I participated in a fascinating seminar at the Brand Experience Lab + walking tour of SoHo on May 5, 2005 to discuss how to build a branded retail experience. This program was sponsored by POPAI [point of purchase advertising international]. The premise is that of the $900+ billion spent on marketing, $18B is spent at retail because traditional advertising no longer works. Power has shifted to the consumer, and the consumer is responding at the point of purchase, where the brand experience becomes critical for success.

The Brand Experience Lab - David Polinchock
The marketplace today:

  • Many products/services are becoming commodities;
  • The consumer has become increasingly knowledgeable, and comfortable making purchasing decisions, relying less on traditional marketing and sales efforts;
  • It takes more effort/resources/etc. today to create a compelling brand identity.
  • Challenge is how to ignite passion, inspire loyalty for your brand?
All elements must be integrated; none can be viewed in isolation. Each represents one piece of a larger brand story that is told with passion and consistency, and begins with the company itself.

Challenge of brand marketer is to break through the visual 'war zone' [i.e., clutter], consistently present brand's identity, connect with consumers in a meaningful level.

For consumers, they need to be able to find their brand, understand any feature/benefit differences, know whether the specific outlet "has what I want, and can I find what I need" because they are time stressed and need to feel good about their purchase decisions.

Retailers are becoming dominant brands, too, so marketers want to make sure that retailers will fully support their displays, enabling marketers to retain important real estate. Easier to do if marketers can demonstrate to retailers that product moves, fits with retail identity, and display systems are easy to use.

Ultimately, the overall emotional satisfaction with a brand is more important than features, benefits, customer service or quality alone. Brands must engage and captivate with sensory, interactive, authentic and relevant elements. Brand loyalty is driven by the delivery of more valuable experiences -- experiences add value that will ensure your brand's success.

Components of compelling brand experience include:

  • Culture - need to thoroughly understand cultural trends, customer needs, and knowledge of what is coming in the future
  • Creativity - take your customers beyond your brand's features/benefits to create a visceral connection via storytelling
  • Technology - audience is accustomed to using technology is daily life; so find relevant new technology to help tell your brand story better
Defining brand experience:

  • A product/service is nothing more than an artifact or act around which customers have experiences. Over time, your brand will be defined by a total impression of those experiences rather than the products or services themselves.
  • The right experience set creates a strong, emotional and consistent connection with the consumer. This is a force that captivates your audience and arouses anticipation of benefit upon brand recognition. Various elements such as advertising and marketing contribute to this group of experiences, however they are rarely the sum total of brand identity.
  • Never underestimate the degree to which your customers and consumers will go out of their way for a better experience.

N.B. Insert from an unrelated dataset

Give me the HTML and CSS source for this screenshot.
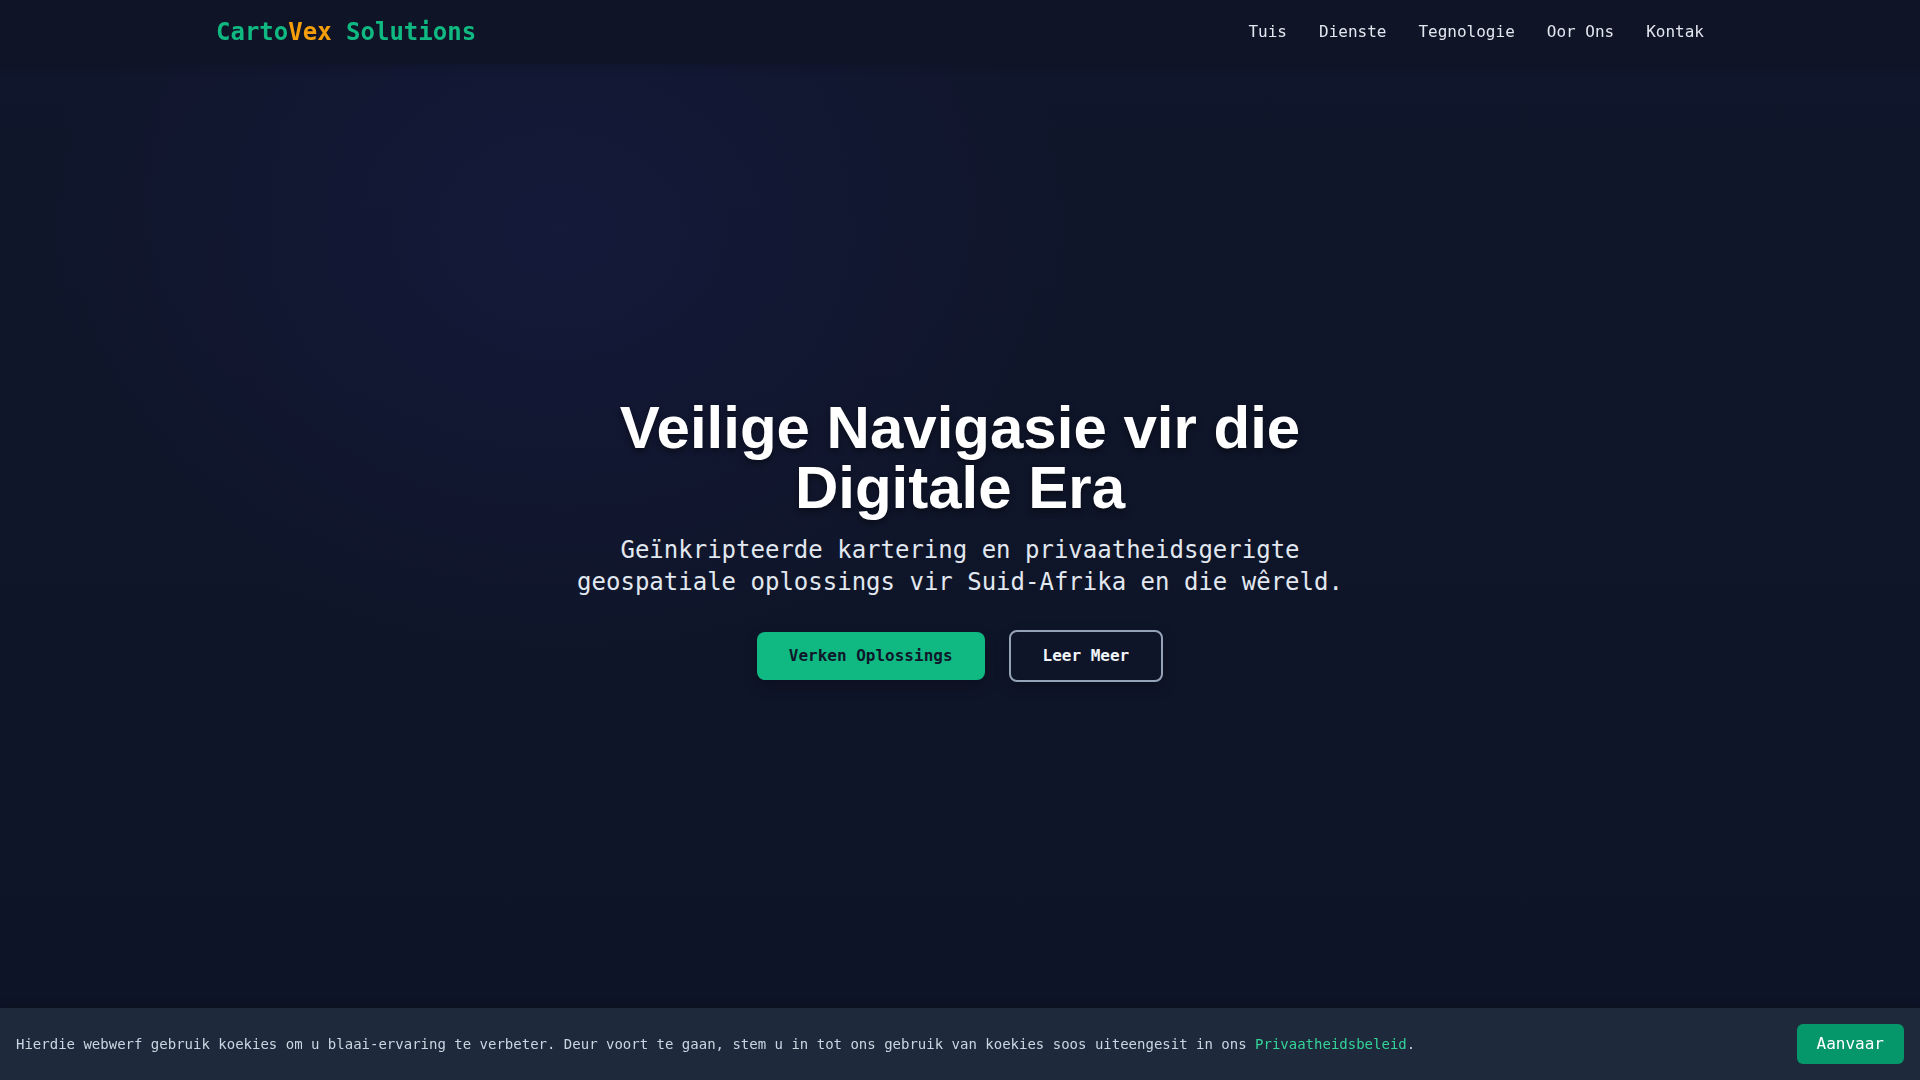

Similarly, never underestimate the degree to which one bad experience can undo all other positive efforts.
Expressions of the brand story must all be integrated and deliver a single consistent message. That includes:

+ Promotion and advertising
+ Retail -- lotsa breakdown here!
+ Customer service staff
+ The Web
+ Brand advocate communities
+ PR & events
+ Corporate communications
+ B to B communications
+ Display and package design
+ Product Features & Benefits

Develop a compelling story, and you have the basis for turning consumers/audience into evangelists.

Comments? Reactions? Would you change or add anything? Any success stories to share?

Thanks, David!

[Note: the picture above is of Seattle's Pike Place Fish Market - known for its experience - and not of a shop in SoHo.]